Helix was actually the third Salonen piece I've seen performed in the space of three months, after his Piano Concerto with the NY Phil and a Pittsburgh Symphony concert I saw back at the Burgh earlier in April. That one had the youngish American conductor Michael Christie conducting Salonen's three-movement Foreign Bodies, from '04. Which is an OK piece, again not a great one; Salonen's calling cards of sound bulk, multilayered textures, and forward momentum are all out in full force here.
The PSO did well by it, but a piece that thick creates a fairly muddy sound, which I think is inevitable, rather than attributable to rusty performance; the same thing was pretty evident with the Concerto and Helix, too. It'll be interesting to see whether orchestras can pull this off with more clarity as time goes along. It's out on CD with the LA Phil already, polished in the recording to a sonic high gloss; no muddiness there. Maybe thick orchestrations just function better on CD? My knowledge of acoustics gets off at an earlier stop.

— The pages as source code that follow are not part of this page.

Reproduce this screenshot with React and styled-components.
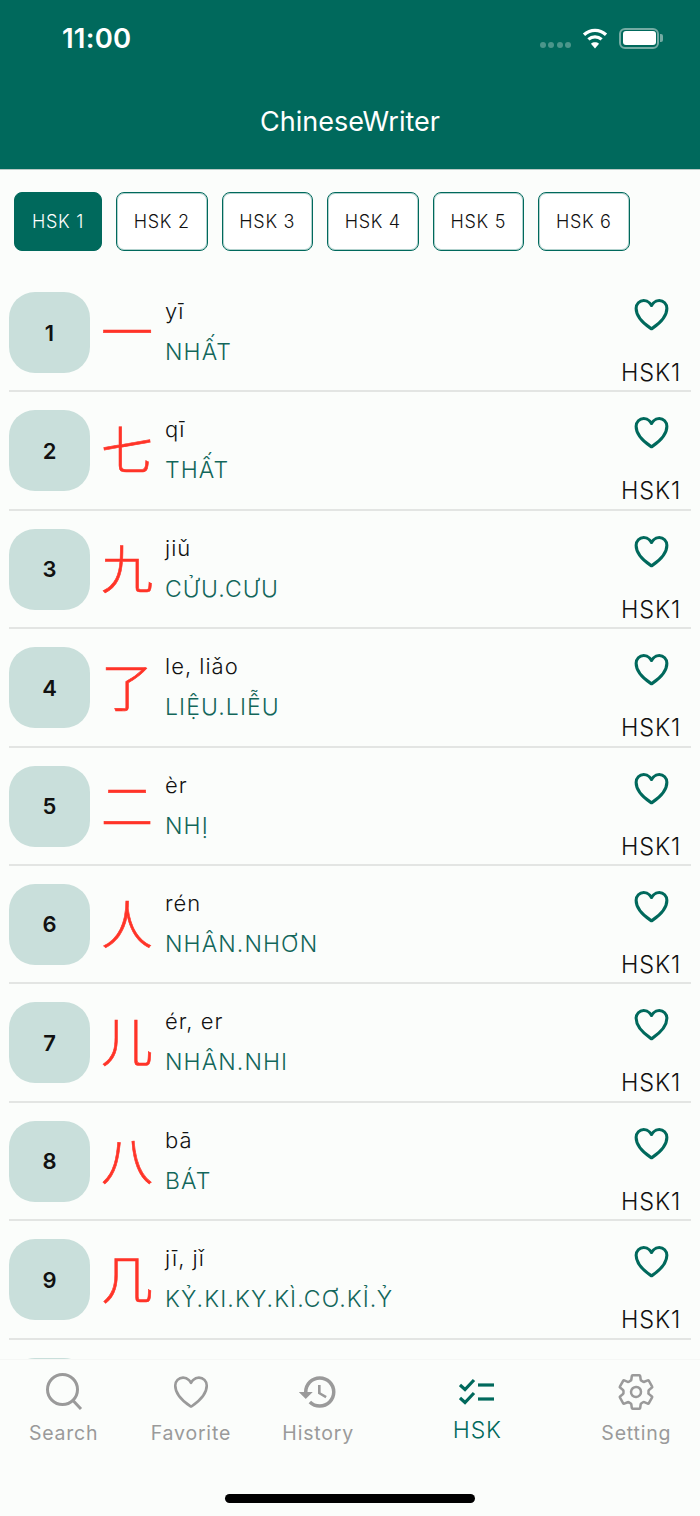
import React from 'react';
import styled, {createGlobalStyle} from 'styled-components';
import {IoHeartOutline, IoSettingsOutline} from 'react-icons/io5';
import {MdHistory} from 'react-icons/md';

const GREEN = '#00695c';
const GREY = '#9a9a9a';

const GlobalStyle = createGlobalStyle`
  html, body {
    margin: 0;
    padding: 0;
    background: #fbfdfb;
  }
  * {
    box-sizing: border-box;
  }
`;

const Page = styled.div`
  width: 700px;
  height: 1516px;
  display: flex;
  flex-direction: column;
  overflow: hidden;
  font-family: Inter, "Noto Sans", sans-serif;
  background: #fbfdfb;
`;

const Header = styled.header`
  flex: none;
  height: 170px;
  background: ${GREEN};
  border-bottom: 1px solid #b9c9c5;
  color: #fff;
  display: flex;
  flex-direction: column;
`;

const StatusBar = styled.div`
  height: 76px;
  padding: 0 41px 0 62px;
  display: flex;
  align-items: center;
  justify-content: space-between;
`;

const Clock = styled.span`
  font-size: 27.5px;
  font-weight: 600;
  letter-spacing: 0.2px;
`;

const StatusIcons = styled.div`
  display: flex;
  align-items: center;
`;

const SignalDots = styled.div`
  display: flex;
  gap: 2.5px;
  margin: 14px 11px 0 0;
`;

const SignalDot = styled.i`
  width: 6px;
  height: 6px;
  border-radius: 50%;
  background: #4b968b;
`;

const Battery = styled.div`
  width: 40px;
  height: 21px;
  margin-left: 11px;
  padding: 1.5px;
  border: 2px solid #74aba3;
  border-radius: 6px;
  position: relative;

  &::before {
    content: '';
    display: block;
    height: 100%;
    background: #fff;
    border-radius: 3px;
  }

  &::after {
    content: '';
    position: absolute;
    right: -6px;
    top: 4px;
    width: 3px;
    height: 8px;
    background: #74aba3;
    border-radius: 0 2px 2px 0;
  }
`;

const Title = styled.h1`
  margin: 16px 0 0;
  height: 60px;
  line-height: 60px;
  text-align: center;
  font-size: 27px;
  font-weight: 400;
`;

const LevelBar = styled.nav`
  flex: none;
  display: flex;
  gap: 14px;
  padding: 22px 0 23px 14px;
`;

const LevelButton = styled.div`
  width: ${props => (props.$active ? '88px' : '91.5px')};
  height: 59px;
  display: flex;
  align-items: center;
  justify-content: center;
  border: 1px solid ${GREEN};
  box-shadow: inset 0 0 0 1px rgba(0, 105, 92, 0.3);
  border-radius: 8px;
  background: ${props => (props.$active ? GREEN : '#fff')};
  color: ${props => (props.$active ? '#fff' : '#111')};
  font-size: 18px;
  font-weight: 300;
  letter-spacing: 0.7px;
`;

const List = styled.div`
  flex: 1;
  min-height: 0;
  overflow: hidden;
  padding: 0 9px;
`;

const Row = styled.div`
  height: 118.4px;
  flex: none;
  display: flex;
  align-items: flex-start;
  padding-top: 18px;
  border-bottom: 2px solid #e3e5e3;
`;

const NumberBadge = styled.div`
  flex: none;
  width: 81px;
  height: 81px;
  display: flex;
  align-items: center;
  justify-content: center;
  border-radius: 26px;
  background: #c9dfdb;
  color: #111;
  font-size: 22px;
  font-weight: 600;
`;

const Hanzi = styled.div`
  flex: none;
  width: 52px;
  height: 81px;
  margin: 0 12px 0 11px;
  line-height: 76px;
  text-align: center;
  color: #ff3428;
  font-family: "Noto Sans CJK SC", sans-serif;
  font-size: 52px;
  font-weight: 300;
  -webkit-text-stroke: 0.6px #ff3428;
`;

const Reading = styled.div`
  flex: 1;
  display: flex;
  flex-direction: column;
`;

const Pinyin = styled.div`
  height: 40px;
  line-height: 40px;
  margin-top: -1px;
  color: #111;
  font-size: 22px;
  font-weight: 300;
  letter-spacing: 1px;
`;

const Meaning = styled.div`
  height: 40px;
  line-height: 40px;
  margin-top: 1px;
  color: #12665a;
  font-size: 23px;
  font-weight: 300;
  letter-spacing: 1.1px;
`;

const Side = styled.div`
  flex: none;
  width: 60px;
  margin-right: 10px;
  padding-top: 2px;
  display: flex;
  flex-direction: column;
  align-items: center;
  color: ${GREEN};

  svg path {
    stroke-width: 38px;
  }
`;

const SideLevel = styled.div`
  margin-top: 24px;
  color: #111;
  font-size: 23.5px;
  font-weight: 300;
  line-height: 28px;
  letter-spacing: 0.8px;
  white-space: nowrap;
`;

const TabBar = styled.footer`
  flex: none;
  height: 157px;
  background: #fbfdfb;
  display: flex;
  flex-direction: column;
  border-top: 1px solid #f5f7f5;
`;

const Tabs = styled.div`
  display: flex;
  height: 134px;
`;

const Tab = styled.div`
  flex: ${props => (props.$active ? 1.5 : 1)};
  display: flex;
  flex-direction: column;
  align-items: center;
  padding-top: 12px;
  color: ${props => (props.$active ? GREEN : GREY)};
`;

const TabIcon = styled.div`
  height: 40px;
  display: flex;
  align-items: center;
  justify-content: center;
`;

const TabLabel = styled.span`
  margin-top: ${props => (props.$active ? '4px' : '7px')};
  font-size: ${props => (props.$active ? '23px' : '19.5px')};
  font-weight: ${props => (props.$active ? 300 : 400)};
  letter-spacing: 0.8px;
  line-height: 28px;
`;

const HomeIndicator = styled.div`
  width: 250px;
  height: 9px;
  margin: 0 auto;
  border-radius: 5px;
  background: #000;
`;

const WifiIcon = () => (
  <svg width="26" height="22" viewBox="0 0 28 24" fill="none" stroke="#fff" strokeWidth="3.6">
    <path d="M2 8.5C9 2 19 2 26 8.5" />
    <path d="M6.8 13.5C11 9.8 17 9.8 21.2 13.5" />
    <path d="M14 23.5L9.6 18.2C12 16.2 16 16.2 18.4 18.2Z" fill="#fff" stroke="none" />
  </svg>
);

const SearchIcon = () => (
  <svg width="38" height="38" viewBox="0 0 38 38" fill="none" stroke="currentColor" strokeWidth="3">
    <circle cx="17.5" cy="16.5" r="15" />
    <path d="M28 27.5L36 36" />
  </svg>
);

const ChecklistIcon = () => (
  <svg width="36" height="28" viewBox="0 0 36 28" fill="none" stroke="currentColor" strokeWidth="3.2">
    <path d="M1 7L6 11.5L15 2" />
    <path d="M1 20L6 24.5L15 15" />
    <path d="M19 7H35" />
    <path d="M19 21H35" />
  </svg>
);

const levels = ['HSK 1', 'HSK 2', 'HSK 3', 'HSK 4', 'HSK 5', 'HSK 6'];

const words = [
  {hanzi: '一', pinyin: 'yī', meaning: 'NHẤT'},
  {hanzi: '七', pinyin: 'qī', meaning: 'THẤT'},
  {hanzi: '九', pinyin: 'jiǔ', meaning: 'CỬU.CƯU'},
  {hanzi: '了', pinyin: 'le, liǎo', meaning: 'LIỆU.LIỄU'},
  {hanzi: '二', pinyin: 'èr', meaning: 'NHỊ'},
  {hanzi: '人', pinyin: 'rén', meaning: 'NHÂN.NHƠN'},
  {hanzi: '儿', pinyin: 'ér, er', meaning: 'NHÂN.NHI'},
  {hanzi: '八', pinyin: 'bā', meaning: 'BÁT'},
  {hanzi: '几', pinyin: 'jī, jǐ', meaning: 'KỶ.KI.KY.KÌ.CƠ.KỈ.Ỷ'},
];

const tabs = [
  {label: 'Search', icon: <SearchIcon />},
  {label: 'Favorite', icon: <IoHeartOutline size={42} />},
  {label: 'History', icon: <MdHistory size={42} />},
  {label: 'HSK', icon: <ChecklistIcon />, active: true},
  {label: 'Setting', icon: <IoSettingsOutline size={40} />},
];

const App = () => (
  <Page>
    <GlobalStyle />
    <Header>
      <StatusBar>
        <Clock>11:00</Clock>
        <StatusIcons>
          <SignalDots>
            <SignalDot />
            <SignalDot />
            <SignalDot />
            <SignalDot />
          </SignalDots>
          <WifiIcon />
          <Battery />
        </StatusIcons>
      </StatusBar>
      <Title>ChineseWriter</Title>
    </Header>
    <LevelBar>
      {levels.map((level, i) => (
        <LevelButton key={level} $active={i === 0}>{level}</LevelButton>
      ))}
    </LevelBar>
    <List>
      {words.map((word, i) => (
        <Row key={i}>
          <NumberBadge>{i + 1}</NumberBadge>
          <Hanzi lang="zh-CN">{word.hanzi}</Hanzi>
          <Reading>
            <Pinyin>{word.pinyin}</Pinyin>
            <Meaning>{word.meaning}</Meaning>
          </Reading>
          <Side>
            <IoHeartOutline size={41} />
            <SideLevel>HSK1</SideLevel>
          </Side>
        </Row>
      ))}
      <Row>
        <NumberBadge />
      </Row>
    </List>
    <TabBar>
      <Tabs>
        {tabs.map(tab => (
          <Tab key={tab.label} $active={tab.active}>
            <TabIcon>{tab.icon}</TabIcon>
            <TabLabel $active={tab.active}>{tab.label}</TabLabel>
          </Tab>
        ))}
      </Tabs>
      <HomeIndicator />
    </TabBar>
  </Page>
);

export default App;
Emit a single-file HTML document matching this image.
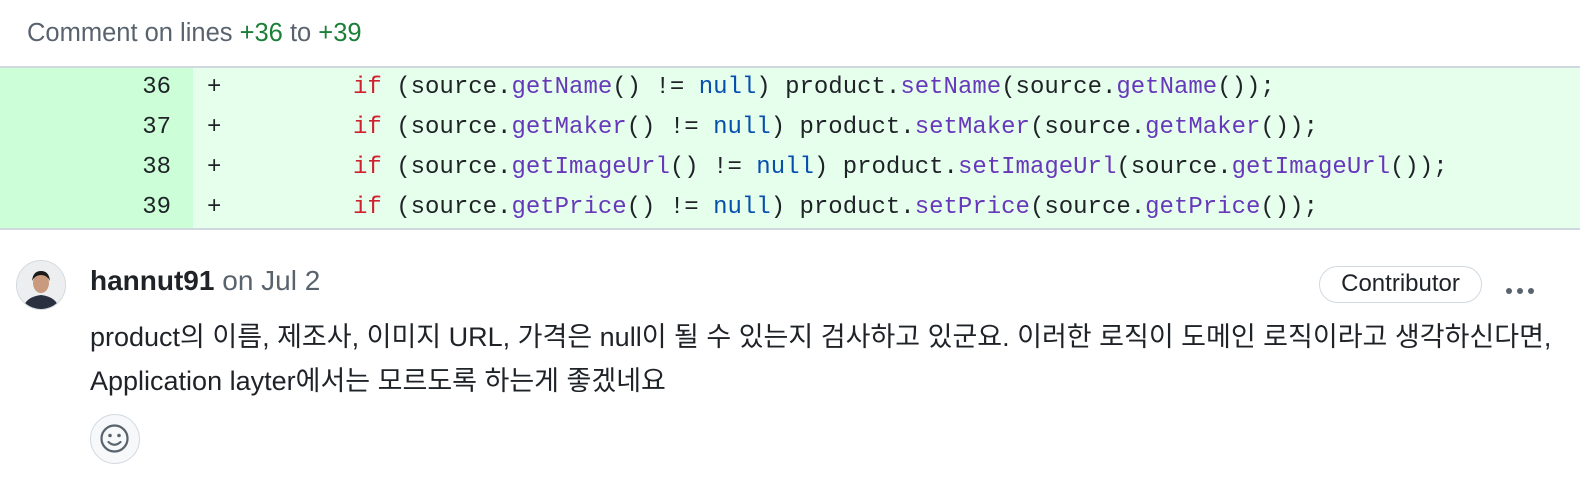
<!DOCTYPE html>
<html><head><meta charset="utf-8"><style>
body{margin:0;width:1580px;height:500px;background:#fff;font-family:"Liberation Sans","Noto Sans CJK KR",sans-serif;position:relative;overflow:hidden;color:#1f2328}
.hdr{position:absolute;left:27px;top:18px;font-size:25.5px;line-height:30px;color:#59636e}
.hdr b{font-weight:normal;color:#1a7f37}
.diff{position:absolute;left:0;top:66px;width:1580px;height:160px;border-top:2px solid #d1d9e0;border-bottom:2px solid #d1d9e0;background:#e6ffec}
.gut{position:absolute;left:0;top:0;width:193px;height:160px;background:#ccffd8}
.row{position:absolute;left:0;height:40px;line-height:40px;font-family:"Liberation Mono",monospace;font-size:24px;width:1580px}
.num{position:absolute;right:1409px;}
.plus{position:absolute;left:207px}
.code{position:absolute;left:353px;white-space:pre}
.k{color:#cf222e}.f{color:#6639ba}.n{color:#0550ae}
.av{position:absolute;left:16px;top:260px;width:48px;height:48px;border-radius:50%;border:1px solid #d1d9e0;background:#f0f0f0;overflow:hidden}
.name{position:absolute;left:90px;top:264px;font-size:28px;line-height:34px}
.name b{font-weight:bold}.name span{color:#59636e}
.badge{position:absolute;left:1319px;top:266px;width:163px;height:37px;border:1.5px solid #d1d9e0;border-radius:19px;box-sizing:border-box;font-size:24px;line-height:34px;text-align:center}
.dots{position:absolute;left:1506px;top:281px}
.dots i{display:inline-block;width:6px;height:6px;border-radius:50%;background:#59636e;margin-right:5px}
.body{position:absolute;left:90px;top:315px;font-size:27px;line-height:44px;white-space:nowrap}
.smile{position:absolute;left:90px;top:414px;width:50px;height:50px;border-radius:50%;border:1.5px solid #d1d9e0;background:#f6f8fa;box-sizing:border-box}
</style></head><body>
<div class="hdr">Comment on lines <b>+36</b> to <b>+39</b></div>
<div class="diff"><div class="gut"></div>
<div class="row" style="top:0"><span class="num">36</span><span class="plus">+</span><span class="code"><span class="k">if</span> (source.<span class="f">getName</span>() != <span class="n">null</span>) product.<span class="f">setName</span>(source.<span class="f">getName</span>());</span></div>
<div class="row" style="top:40px"><span class="num">37</span><span class="plus">+</span><span class="code"><span class="k">if</span> (source.<span class="f">getMaker</span>() != <span class="n">null</span>) product.<span class="f">setMaker</span>(source.<span class="f">getMaker</span>());</span></div>
<div class="row" style="top:80px"><span class="num">38</span><span class="plus">+</span><span class="code"><span class="k">if</span> (source.<span class="f">getImageUrl</span>() != <span class="n">null</span>) product.<span class="f">setImageUrl</span>(source.<span class="f">getImageUrl</span>());</span></div>
<div class="row" style="top:120px"><span class="num">39</span><span class="plus">+</span><span class="code"><span class="k">if</span> (source.<span class="f">getPrice</span>() != <span class="n">null</span>) product.<span class="f">setPrice</span>(source.<span class="f">getPrice</span>());</span></div>
</div>
<div class="av"><svg width="48" height="48" viewBox="0 0 48 48"><rect width="48" height="48" fill="#eceeef"/><path d="M6 48 Q8 36 24 34 Q40 36 42 48Z" fill="#2b3040"/><ellipse cx="24" cy="22" rx="8" ry="10" fill="#c99a7d"/><path d="M15 20 Q16 10 24 10 Q32 10 33 20 Q30 14 24 14 Q18 14 15 20Z" fill="#1a1a1a"/></svg></div>
<div class="name"><b>hannut91</b> <span>on Jul 2</span></div>
<div class="badge">Contributor</div>
<div class="dots"><i></i><i></i><i></i></div>
<div class="body">product의 이름, 제조사, 이미지 URL, 가격은 null이 될 수 있는지 검사하고 있군요. 이러한 로직이 도메인 로직이라고 생각하신다면,<br>Application layter에서는 모르도록 하는게 좋겠네요</div>
<div class="smile"><svg width="47" height="47" viewBox="0 0 47 47"><circle cx="23.5" cy="23.5" r="13" fill="none" stroke="#59636e" stroke-width="2.2"/><circle cx="19" cy="20.5" r="1.8" fill="#59636e"/><circle cx="28" cy="20.5" r="1.8" fill="#59636e"/><path d="M17.5 27 Q23.5 32.5 29.5 27" fill="none" stroke="#59636e" stroke-width="2.2" stroke-linecap="round"/></svg></div>
</body></html>
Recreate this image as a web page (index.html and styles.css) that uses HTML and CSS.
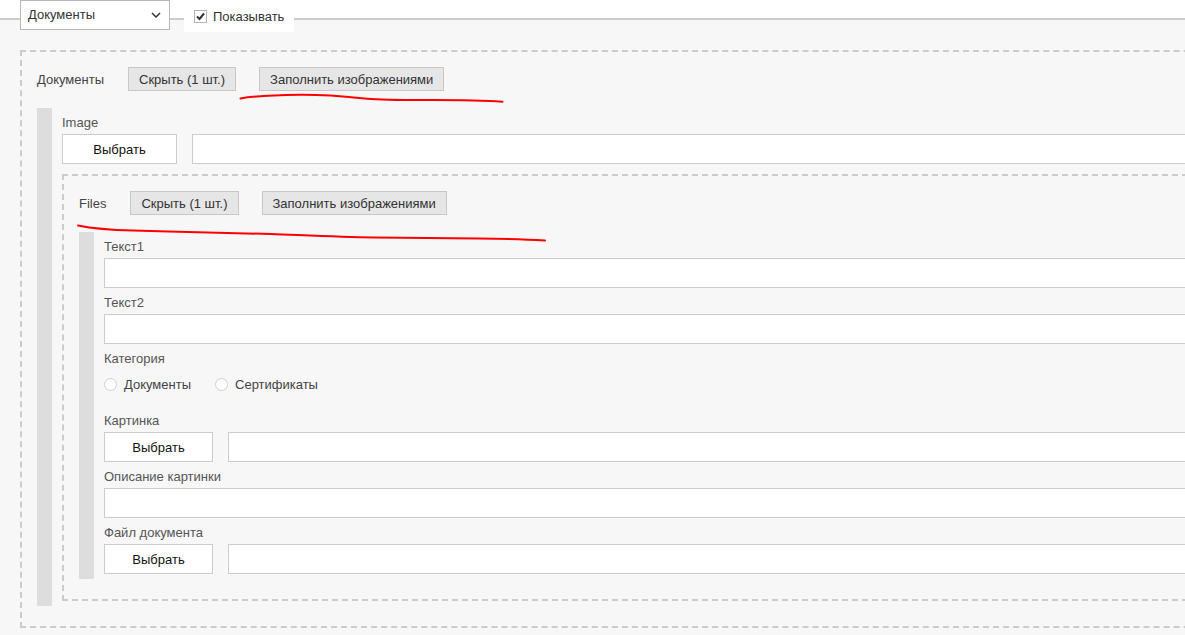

Michael Christie seems like a conductor with something to say; he conducted an eye-opening Sibelius Second Symphony, from which he coaxed a surprisingly modern-sounding sense of edge and contrast. Notably by holding silences long enough to settle in as negative space: this was thrilling in the scherzo, where you have this Beethoven-sounding flurry that goes for a minute and a half and then just stops cold. The soaring parts all soared just the same, more powerful for being restrained just a bit; and the PSO were in fine form, all of them, especially the invincible-as-ever brass section. Pretty blissful.
(Andrew Druckenbrod in the PG had a pretty negative take on the Sibelius, which surprised me a bit. He has one of those newspaper-website quasi blogs now, by the way.)
Christie conducts the Brooklyn Philharmonic, and I'm tempted to go hear him put on Henryk Gorecki's Third Symphony with Hindemith's Mathis der Maler next month. And most definitely MTT conducting Stravinsky's Symphony in Three Movements with the San Francisco Symphony later that week at Carnegie Hall.
The Metro North is really becoming something of a symphonic umbilical cord here.